Ama şunu vurgulamak istiyorum. Önemli olan, insanların kendi ülkelerinde yaşamalarını sağlamaktır. Yani Suriyeliler kendi ülkelerinde yaşayabilmelidir. Bunun yolu da Türkiye’nin de Avrupa ülkelerinin de Suriye politikalarını gözden geçirmeleri gerekir. Yani Suriye’de bir an önce bir iç barış sağlanmalıdır ve Suriye’de iç barışın sağlanmasıyla birlikte demokratik bir Suriye yeniden nasıl inşa edilir, bunu tartışmaları ve yeni bir konferans yapmaları gerekir. Ve bu konuda da yaşanan gelişmeler şunu gösterdi ki, mevcut yönetimin de içinde olacağı, muhaliflerin de olacağı, Kürt gruplarının da olacağı, yani Rojava kantonlarının da olacağı, fakat radikal, dnci, köktendinci örgütlerin olmayacağı yeni bir konferans yapılması ve Suriye ile ilgili bir çözüm bulunması gerekir.
Mevcut Suriye yönetimini dışlayarak geliştirilecek çözümlerin çözüm olmadığı anlaşıldı. Şayet öyle olsaydı, Cenevre I ve II sonuç verirdi. Bunlar sonuç vermedi. Dolayısıyla, bir an önce Suriye’de iç barışı sağlayıp demokratik bir Suriye’nin yeniden inşası konusunda yeni politikalar geliştirilirse Suriyeliler de kendi ülkelerine dönüp kendi yaşamlarını yeniden kurabilirler. Bence önemli olan bunu yapmak gerekir.
Sizin gözlemlerinize göre Avrupa’ya giden sığınmacı sayısı neden birden ve ciddi bir düzeye sıçramış durumda? Suriyeli mültecilerin vatanlarına dönme umutlarının kesilmesi, bunun bir faktörü olarak değerlendirebilir miyiz?
Öztürk Türkdoğan: Evet, bunun bir etken olduğu söylenebilir. Çünkü şu anda Suriye’ye geri döndüklerinde yaşayacakları evleri, kentleri yok. Yani Suriye çok ciddi bir yıkımla karşı karşıya, yani yıkılmış durumda. Şimdi bu insanlar kısa vadede Suriye’de geri dönüp ki, ekonomik faaliyet yok, sosyal yaşam yok, ev yok, bark yok. Dolayısıyla bunun bir etken olduğu söylenebilir.
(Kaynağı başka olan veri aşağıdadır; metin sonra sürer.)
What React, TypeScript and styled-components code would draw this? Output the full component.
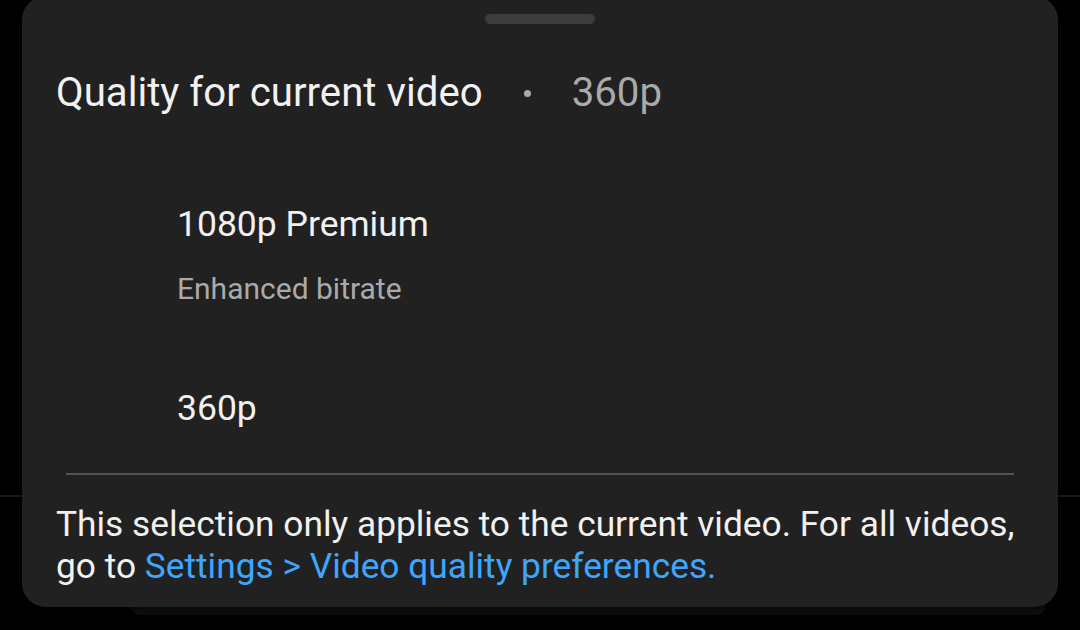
import React from 'react';
import styled, { createGlobalStyle } from 'styled-components';

const GlobalStyle = createGlobalStyle`
  html, body {
    margin: 0;
    padding: 0;
    background: #000;
  }
  body {
    font-family: Roboto, "Noto Sans", "Liberation Sans", sans-serif;
    -webkit-font-smoothing: antialiased;
  }
`;

const Screen = styled.div`
  position: relative;
  width: 1080px;
  height: 630px;
  overflow: hidden;
  background: #000;
`;

// what shows of the page under the sheet
const BackdropLine = styled.div`
  position: absolute;
  left: 0;
  right: 0;
  top: 495px;
  height: 2px;
  background: #1a1a1a;
`;

const BackdropCard = styled.div`
  position: absolute;
  left: 130px;
  right: 34px;
  top: 560px;
  height: 55px;
  border-radius: 0 0 10px 10px;
  background: #0f0f0f;
`;

const Sheet = styled.div`
  position: relative;
  box-sizing: border-box;
  margin: -4px 22px 0;
  height: 611px;
  border-radius: 24px;
  background: #212121;
  display: flex;
  flex-direction: column;
  color: #f1f1f1;
  box-shadow: 0 4px 8px rgba(0, 0, 0, 0.5);
`;

const Handle = styled.div`
  align-self: center;
  width: 110px;
  height: 10px;
  margin-top: 18px;
  border-radius: 5px;
  background: #3d3d3d;
`;

const TitleRow = styled.div`
  display: flex;
  align-items: center;
  padding: 0 34px;
  margin-top: 45px;
  height: 48px;
  font-size: 40.2px;
  line-height: 48px;
`;

const Dot = styled.span`
  width: 7px;
  height: 7px;
  border-radius: 50%;
  background: #aaa;
  margin: 0 41px;
`;

const Current = styled.span`
  color: #aaa;
`;

const Options = styled.div`
  display: flex;
  flex-direction: column;
  padding-left: 155px;
  margin-top: 85px;
`;

const Option = styled.div<{ $gap: number }>`
  display: flex;
  flex-direction: column;
  margin-bottom: ${(p) => p.$gap}px;
`;

const OptionLabel = styled.span`
  font-size: 35.5px;
  line-height: 44px;
  color: #f1f1f1;
`;

const OptionSub = styled.span`
  margin-top: 25px;
  font-size: 30px;
  line-height: 36px;
  color: #aaa;
`;

const Divider = styled.div`
  height: 2px;
  margin: 0 44px;
  background: #535353;
`;

const Footer = styled.p`
  margin: 28px 34px 0;
  font-size: 35.3px;
  line-height: 42px;
  color: #f1f1f1;
`;

const Link = styled.a`
  color: #3ea6ff;
  text-decoration: none;
`;

export default function App() {
  return (
    <>
      <GlobalStyle />
      <Screen>
        <BackdropLine />
        <BackdropCard />
        <Sheet>
          <Handle />
          <TitleRow>
            <span>Quality for current video</span>
            <Dot />
            <Current>360p</Current>
          </TitleRow>
          <Options>
            <Option $gap={79}>
              <OptionLabel>1080p Premium</OptionLabel>
              <OptionSub>Enhanced bitrate</OptionSub>
            </Option>
            <Option $gap={43}>
              <OptionLabel>360p</OptionLabel>
            </Option>
          </Options>
          <Divider />
          <Footer>
            This selection only applies to the current video. For all videos, go to{' '}
            <Link href="#">Settings &gt; Video quality preferences.</Link>
          </Footer>
        </Sheet>
      </Screen>
    </>
  );
}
İkincisi, yasa dışı yollarla Avrupa’ya akın çok hızlı bir şekilde devam ediyor. Dolayısıyla anlaşılan o ki, Avrupa ülkeleri yasa dışı yollarla göçmen akınıyla karşılaşmaktansa kendi kontrollerinde, kendi denetimlerinde bu göçmenleri ülkelerine kabul etmeyi, yani kontrollü bir göçmen akışı sağlama yolunu tercih etmiş durumdalar. Bu iki etkenin önemli olduğunu düşünüyorum.